= Tezpur Industrial Bank =

The Tezpur Industrial Bank, established on 6 June 1918, was the first commercial bank in the erstwhile Assam province of British India. It was established as a joint stock private limited company and was converted into a public limited company in 1921.

The bank was founded with the aim of promoting local industry and commerce, mostly tea industry in the region, which was predominantly agrarian at the time. It played a crucial role in providing banking and financial services to businesses and individuals, fostering economic development in Tezpur and neighboring areas.
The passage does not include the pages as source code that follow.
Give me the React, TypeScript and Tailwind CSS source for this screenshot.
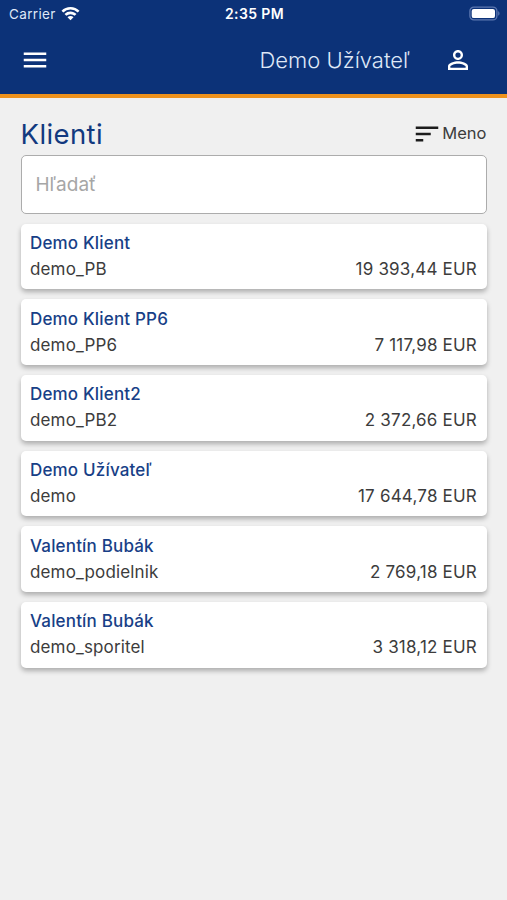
import { FC } from 'react';
import { MdMenu, MdPersonOutline, MdSort } from 'react-icons/md';

interface Client {
  name: string;
  login: string;
  balance: string;
}

const clients: Client[] = [
  { name: 'Demo Klient', login: 'demo_PB', balance: '19 393,44 EUR' },
  { name: 'Demo Klient PP6', login: 'demo_PP6', balance: '7 117,98 EUR' },
  { name: 'Demo Klient2', login: 'demo_PB2', balance: '2 372,66 EUR' },
  { name: 'Demo Užívateľ', login: 'demo', balance: '17 644,78 EUR' },
  { name: 'Valentín Bubák', login: 'demo_podielnik', balance: '2 769,18 EUR' },
  { name: 'Valentín Bubák', login: 'demo_sporitel', balance: '3 318,12 EUR' },
];

const WifiIcon: FC = () => (
  <svg className="w-[19px] h-[14px]" viewBox="0 0 19 14" fill="#fff">
    <path d="M9.5 0C13 0 16.2 1.4 18.5 3.7L16.7 5.5A10.2 10.2 0 0 0 2.3 5.5L.5 3.7A12.8 12.8 0 0 1 9.5 0Z" />
    <path d="M9.5 4.5C11.7 4.5 13.8 5.4 15.5 6.9L13.6 8.8A6 6 0 0 0 5.4 8.8L3.5 6.9A8.6 8.6 0 0 1 9.5 4.5Z" />
    <path d="M9.5 9C10.7 9 11.7 9.4 12.5 10.2L9.5 13.3L6.5 10.2C7.3 9.4 8.3 9 9.5 9Z" />
  </svg>
);

const BatteryIcon: FC = () => (
  <svg className="w-[31px] h-[16px]" viewBox="0 0 31 16" fill="none">
    <rect x="0.9" y="1.1" width="27" height="12.8" rx="4" stroke="#5d78b0" strokeWidth="1.3" />
    <rect x="2.7" y="2.9" width="23.3" height="9.2" rx="2.2" fill="#fff" />
    <path d="M29.2 5.3C30.1 5.7 30.5 6.5 30.5 7.5S30.1 9.3 29.2 9.7Z" fill="#5d78b0" />
  </svg>
);

const StatusBar: FC = () => (
  <div className="grid grid-cols-3 items-center h-7 pl-[9px] pr-[7px] text-[13.5px]">
    <div className="flex items-center gap-[5px] text-[#dfe8f7] tracking-[0.35px]">
      Carrier
      <WifiIcon />
    </div>
    <div className="pb-px text-center text-[14px] font-semibold tracking-[0.4px]">2:35 PM</div>
    <div className="flex justify-end">
      <BatteryIcon />
    </div>
  </div>
);

const ClientCard: FC<Client> = ({ name, login, balance }) => (
  <div className="h-[65.7px] shrink-0 rounded-[5px] bg-white px-[9.5px] pt-[6.5px] shadow-[0_3px_5px_rgba(0,0,0,0.28)]">
    <div className="text-[17px] leading-[26px] font-medium text-[#183f87] tracking-[0.17px]">{name}</div>
    <div className="flex justify-between text-[17px] leading-[26px] text-[#3c3c3c]">
      <span className="tracking-[0.15px]">{login}</span>
      <span className="tracking-[0.2px]">{balance}</span>
    </div>
  </div>
);

const App: FC = () => {
  return (
    <div className="min-h-screen bg-[#f0f0f0] font-[Inter,sans-serif]">
      <header className="h-[98px] bg-[#0c3278] border-b-4 border-[#ee921d] text-white">
        <StatusBar />
        <div className="flex items-center h-16 pl-5 pr-[34px]">
          <MdMenu className="w-[30px] h-[30px]" />
          <div className="ml-auto mr-[33px] text-[22px] font-light text-[#dfe8f7]">Demo Užívateľ</div>
          <MdPersonOutline className="w-[30px] h-[30px]" />
        </div>
      </header>

      <main className="px-[20.5px] pt-[17px]">
        <div className="flex items-center justify-between h-[39.5px]">
          <h1 className="text-[27.5px] text-[#12397f] tracking-[0.4px]">Klienti</h1>
          <button className="flex items-center -mt-[2px] text-[16.5px] text-[#3c3c3c]">
            <MdSort className="w-[30px] h-[30px] text-[#1c1c1c]" />
            Meno
          </button>
        </div>
        <input
          className="block w-full h-[59px] rounded-[5px] border-[1.5px] border-[#acacac] bg-white px-[14px] text-[19px] placeholder:text-[#a6a6a6]"
          placeholder="Hľadať"
        />
        <div className="flex flex-col gap-[10px] mt-[10px]">
          {clients.map((client) => (
            <ClientCard key={client.login} {...client} />
          ))}
        </div>
      </main>
    </div>
  );
};

export default App;
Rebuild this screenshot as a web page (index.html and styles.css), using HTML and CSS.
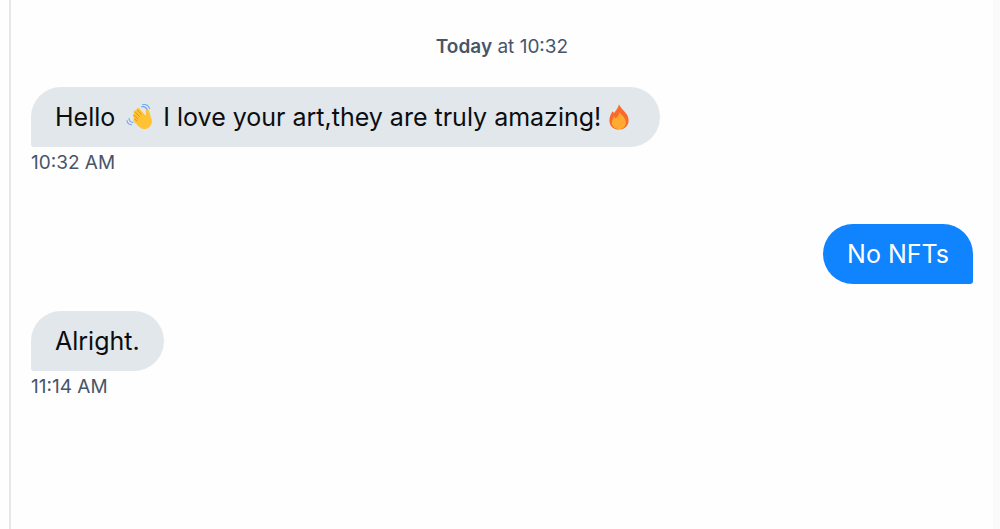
FILE: index.html
```html
<!DOCTYPE html>
<html lang="en">
<head>
  <meta charset="UTF-8" />
  <meta name="viewport" content="width=device-width, initial-scale=1.0"/>
  <title>Messages</title>
  <link rel="stylesheet" href="styles.css">
</head>
<body>
  <main class="chat">
    <p class="day"><strong>Today</strong> at 10:32</p>

    <div class="message received">
      <p class="bubble">
        <span>Hello</span>
        <svg class="emoji wave" viewBox="0 0 28 28" role="img" aria-label="Waving hand">
          <g fill="none" stroke="#6ea6ee" stroke-width="1.1" stroke-linecap="round">
            <path d="M15.500 3.800Q19.500 2.800 21.300 7"/>
            <path d="M16.500 1.700Q22 0.800 23.500 5.500"/>
            <path d="M3 15.500Q3.500 19 7 19.500"/>
            <path d="M1 17.500Q1.500 21.500 5.500 21.800"/>
          </g>
          <path fill="#ffc233" d="M7.300 13.700C6.300 12.400 7 11.500 8 11.200L7.800 9.600C7.300 8 9 6.800 10.300 7.600L10.600 6C11.500 4.600 13.200 5 14 6.200L18.900 12C19.700 12 20.200 11.500 20 10.500L19.700 8.600C19.600 6.300 22.600 6 23.100 8.200L24.800 14C26.600 18 26.300 22 22.900 24.400C19.600 27 16 26.400 13.100 23.800L8 18.800C6.800 17.400 7.300 15.900 8.400 15.700Z"/>
          <path fill="none" stroke="#e48c15" stroke-width="0.900" stroke-linecap="round" d="M8.600 15.800L11 18M8 12.200L12 16M9.500 9.300L13.500 13.700M11.500 7L15.200 11.500"/>
        </svg>
        <span>I love your art,they are truly amazing!</span>
        <svg class="emoji fire" viewBox="0 0 20 26" role="img" aria-label="Fire">
          <path fill="#fa6a2c" d="M10 0.300C10.800 2.800 13 4.600 14.800 6.800C18 10 19.800 13 19.600 17C19.300 22.300 15.200 25.500 10 25.500C4.500 25.500 0.600 22.100 0.400 16.700C0.300 13 1.900 10 3.400 7.400C4.200 7.800 4.700 8.200 5.100 8.900C7.500 6.200 9.300 3.400 10 0.300Z"/>
          <path fill="#ffab30" d="M10.500 8C11.300 10.500 16.700 13 16.800 17.900C16.900 22.400 14 25 10 25C6 25 2.800 22.400 2.800 18.700C2.800 16.300 4.200 14.500 5 12.600C6 13.300 6.300 14 6.500 14.700C8.800 12.600 10.300 10.600 10.500 8Z"/>
        </svg>
      </p>
      <time class="time">10:32 AM</time>
    </div>

    <div class="message sent">
      <p class="bubble">No NFTs</p>
    </div>

    <div class="message received">
      <p class="bubble">Alright.</p>
      <time class="time">11:14 AM</time>
    </div>
  </main>
</body>
</html>
```

FILE: styles.css
```css
* {
  box-sizing: border-box;
}

body {
  margin: 0;
  padding: 0 7px 0 9px;
  background: linear-gradient(to right, #fefefe 50%, #fafafa 50%);
  font-family: Inter, sans-serif;
}

.chat {
  display: flex;
  flex-direction: column;
  min-height: 100vh;
  padding: 33px 20px;
  background: #fefefe;
  border-left: 2px solid #e6e7e9;
}

.day {
  margin: 0 0 26px;
  font-size: 19px;
  line-height: 28px;
  text-align: center;
  color: #475569;
}

.day strong {
  font-weight: 600;
}

.message {
  display: flex;
  flex-direction: column;
}

.received {
  align-items: flex-start;
}

.sent {
  align-items: flex-end;
  margin: 45px 0 27px;
}

.bubble {
  display: flex;
  align-items: center;
  min-height: 60px;
  margin: 0;
  padding: 10px 24px;
  border-radius: 30px;
  font-size: 25px;
  line-height: 40px;
}

.received .bubble {
  background: #e2e7eb;
  border-bottom-left-radius: 3px;
  color: #0b0d10;
}

.sent .bubble {
  background: #1083fe;
  border-bottom-right-radius: 3px;
  color: #fff;
}

.emoji {
  flex: none;
}

.wave {
  width: 28px;
  height: 28px;
  margin: 0 9px 0 11px;
}

.fire {
  width: 20px;
  height: 26px;
  margin: 0 7px 0 8px;
}

.time {
  font-size: 19px;
  line-height: 32px;
  color: #475569;
}
```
Following the First World War, an economic depression led to the closure of nearly 800-1000 loan offices in Bengal. Despite its substantial advances against agricultural land, the Tezpur Industrial Bank managed to navigate through this crisis successfully. Similarly, during the tea crisis of 1920–1922, which was one of the worst crises faced by the industry, the bank had approximately 75% of its investments in tea, including block mortgages and crop hypothecation. Even with such concentrated exposure, it managed to stay afloat.

In 1961, the Tezpur Industrial Bank merged with the United Bank of India (UBI), as part of a larger consolidation effort in the Indian banking sector. The merger was instrumental in expanding the reach of UBI into northeastern India, integrating the financial operations of the region into a broader national framework.